- Interactive map of Supreme Court of the United States
- 38°53′26″N 77°00′16″W﻿ / ﻿38.89056°N 77.00444°W
- Established: March 4, 1789; 236 years ago
- Location: Washington, D.C.
- Coordinates: 38°53′26″N 77°00′16″W﻿ / ﻿38.89056°N 77.00444°W
- Composition method: Presidential nomination with Senate confirmation
- Authorised by: Constitution of the United States, Art. III, § 1
- Judge term length: life tenure, subject to impeachment and removal
- Number of positions: 9 (by statute)
- Website: supremecourt.gov

= List of United States Supreme Court cases, volume 45 =

This is a list of cases reported in volume 45 (4 How.) of United States Reports, decided by the Supreme Court of the United States in 1845 and 1846.

== Nominative reports ==
In 1874, the U.S. government created the United States Reports, and retroactively numbered older privately published case reports as part of the new series. As a result, cases appearing in volumes 1–90 of U.S. Reports have dual citation forms; one for the volume number of U.S. Reports, and one for the volume number of the reports named for the relevant reporter of decisions (these are called "nominative reports").

=== Benjamin Chew Howard ===
Starting with the 42nd volume of U.S. Reports, the Reporter of Decisions of the Supreme Court of the United States was Benjamin Chew Howard.

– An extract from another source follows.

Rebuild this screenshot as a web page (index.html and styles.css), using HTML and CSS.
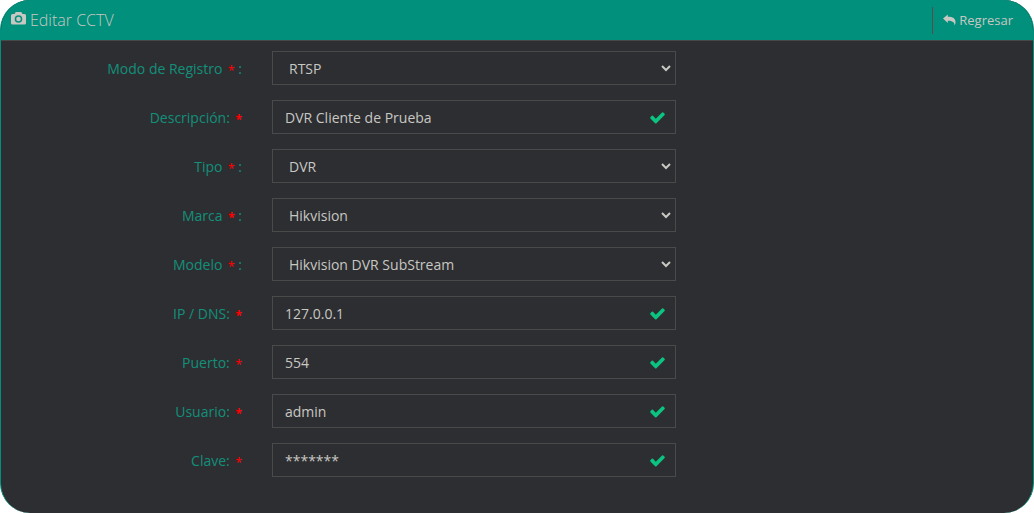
FILE: index.html
```html
<!DOCTYPE html>
<html lang="es">
<head>
  <meta charset="UTF-8" />
  <meta name="viewport" content="width=device-width, initial-scale=1.0" />
  <title>Editar CCTV</title>
  <link rel="stylesheet" href="styles.css">
</head>
<body>
  <svg class="sprite" aria-hidden="true">
    <symbol id="check" viewBox="0 0 1792 1792">
      <path d="M1671 566q0 40-28 68l-724 724-136 136q-28 28-68 28t-68-28l-136-136-362-362q-28-28-28-68t28-68l136-136q28-28 68-28t68 28l294 295 656-657q28-28 68-28t68 28l136 136q28 28 28 68z"/>
    </symbol>
  </svg>

  <div class="panel">
    <header class="panel-heading">
      <h1>
        <svg class="camera" viewBox="0 0 15 13" aria-hidden="true">
          <path fill-rule="evenodd" d="M4.700 0h5.600l1.200 2H13.500a1.500 1.500 0 0 1 1.500 1.500v7.500a1.500 1.500 0 0 1-1.500 1.500h-12A1.500 1.500 0 0 1 0 11V3.500A1.500 1.500 0 0 1 1.500 2h2zM7.500 3.200a3.800 3.800 0 1 0 0 7.600 3.800 3.800 0 0 0 0-7.600zm0 1.500a2.300 2.300 0 1 1 0 4.600 2.300 2.300 0 0 1 0-4.600z"/>
        </svg>
        Editar CCTV
      </h1>
      <a class="back" href="#">
        <svg viewBox="0 0 14 12" aria-hidden="true">
          <path d="M0 4.500 5.200 0v2.600c5.600 0 8.300 2 8.300 5.800 0 1.300-.4 2.500-1 3.600.1-3.700-2.300-5.300-7.300-5.300V9.200z"/>
        </svg>
        Regresar
      </a>
    </header>

    <form class="panel-body">
      <div class="row">
        <label for="modo">Modo de Registro <span class="req">*</span> :</label>
        <div class="field"><select id="modo"><option>RTSP</option></select><svg class="arrow" viewBox="0 0 10 7" aria-hidden="true"><path d="M1 1l4 4 4-4"/></svg></div>
      </div>
      <div class="row">
        <label for="descripcion">Descripción: <b class="req">*</b></label>
        <div class="field"><input type="text" id="descripcion" value="DVR Cliente de Prueba" /><svg class="ok" aria-hidden="true"><use href="#check"/></svg></div>
      </div>
      <div class="row">
        <label for="tipo">Tipo <span class="req">*</span> :</label>
        <div class="field"><select id="tipo"><option>DVR</option></select><svg class="arrow" viewBox="0 0 10 7" aria-hidden="true"><path d="M1 1l4 4 4-4"/></svg></div>
      </div>
      <div class="row">
        <label for="marca">Marca <b class="req">*</b> :</label>
        <div class="field"><select id="marca"><option>Hikvision</option></select><svg class="arrow" viewBox="0 0 10 7" aria-hidden="true"><path d="M1 1l4 4 4-4"/></svg></div>
      </div>
      <div class="row">
        <label for="modelo">Modelo <span class="req">*</span> :</label>
        <div class="field"><select id="modelo"><option>Hikvision DVR SubStream</option></select><svg class="arrow" viewBox="0 0 10 7" aria-hidden="true"><path d="M1 1l4 4 4-4"/></svg></div>
      </div>
      <div class="row">
        <label for="ip">IP / DNS: <b class="req">*</b></label>
        <div class="field"><input type="text" id="ip" value="127.0.0.1" /><svg class="ok" aria-hidden="true"><use href="#check"/></svg></div>
      </div>
      <div class="row">
        <label for="puerto">Puerto: <span class="req">*</span></label>
        <div class="field"><input type="text" id="puerto" value="554" /><svg class="ok" aria-hidden="true"><use href="#check"/></svg></div>
      </div>
      <div class="row">
        <label for="usuario">Usuario: <b class="req">*</b></label>
        <div class="field"><input type="text" id="usuario" value="admin" /><svg class="ok" aria-hidden="true"><use href="#check"/></svg></div>
      </div>
      <div class="row">
        <label for="clave">Clave: <span class="req">*</span></label>
        <div class="field"><input type="text" id="clave" value="*******" /><svg class="ok" aria-hidden="true"><use href="#check"/></svg></div>
      </div>
    </form>
  </div>
</body>
</html>
```

FILE: styles.css
```css
* {
  box-sizing: border-box;
}
body {
  margin: 0;
  background-color: #fff;
  font-family: "Open Sans", "Noto Sans", sans-serif;
  font-size: 14px;
  line-height: 20px;
  color: #c8c7c2;
}
.sprite {
  display: none;
}
.panel {
  display: flex;
  flex-direction: column;
  min-height: 100vh;
  overflow: hidden;
  border: 1px solid #00907c;
  border-width: 0 1px;
  border-radius: 30px;
  background-color: #2d2e32;
}
.panel-heading {
  display: flex;
  justify-content: space-between;
  align-items: center;
  height: 41px;
  padding: 0 20px 0 10px;
  border-bottom: 1px solid #484848;
  background-color: #00907c;
}
h1 {
  display: flex;
  align-items: center;
  gap: 4px;
  margin: 0;
  font-size: 16px;
  font-weight: 300;
}
.camera {
  width: 15px;
  height: 13px;
  margin-bottom: 4px;
  fill: #c8c7c2;
}
.back {
  display: flex;
  align-items: center;
  gap: 3px;
  height: 27px;
  padding-left: 10px;
  border-left: 1px solid #5a4a4c;
  font-size: 13px;
  color: #c8c7c2;
  text-decoration: none;
}
.back svg {
  width: 13px;
  height: 12px;
  fill: #c8c7c2;
}
.panel-body {
  padding: 10px 0 20px;
}
.row {
  display: flex;
  margin: 0 -4px 15px;
}
label {
  width: 25%;
  padding: 8px 15px 0;
  color: #12907a;
  text-align: right;
}
.req {
  margin-left: 2px;
  font-family: "Noto Sans", sans-serif;
  font-size: 12px;
  line-height: 1;
  vertical-align: -1px;
  color: #f00;
}
.field {
  position: relative;
  width: 41.6667%;
  padding: 0 14px 0 15px;
}
input, select {
  display: block;
  width: 100%;
  height: 34px;
  padding: 6px 12px;
  border: 1px solid #4a4a4a;
  border-radius: 0;
  background-color: transparent;
  font: inherit;
  color: #c8c7c2;
}
select {
  padding: 7px 16px 5px;
  appearance: none;
}
input:focus, select:focus {
  outline: none;
  border-color: #00907c;
}
.ok {
  position: absolute;
  top: 9px;
  right: 24px;
  width: 17px;
  height: 17px;
  fill: #0cc481;
}
.arrow {
  position: absolute;
  top: 14px;
  right: 19px;
  width: 10px;
  height: 7px;
  fill: none;
  stroke: #c8c7c2;
  stroke-width: 2;
  pointer-events: none;
}
```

Howard was Reporter of Decisions from 1843 to 1860, covering volumes 42 through 65 of United States Reports which correspond to volumes 1 through 24 of his Howard's Reports. As such, the dual form of citation to, for example, Cookendorfer v. Preston is 45 U.S. (4 How.) 317 (1846).

== Justices of the Supreme Court at the time of 45 U.S. (4 How.) ==

The Supreme Court is established by Article III, Section 1 of the Constitution of the United States, which says: "The judicial Power of the United States, shall be vested in one supreme Court . . .". The size of the Court is not specified; the Constitution leaves it to Congress to set the number of justices. Under the Judiciary Act of 1789 Congress originally fixed the number of justices at six (one chief justice and five associate justices). Since 1789 Congress has varied the size of the Court from six to seven, nine, ten, and back to nine justices (always including one chief justice).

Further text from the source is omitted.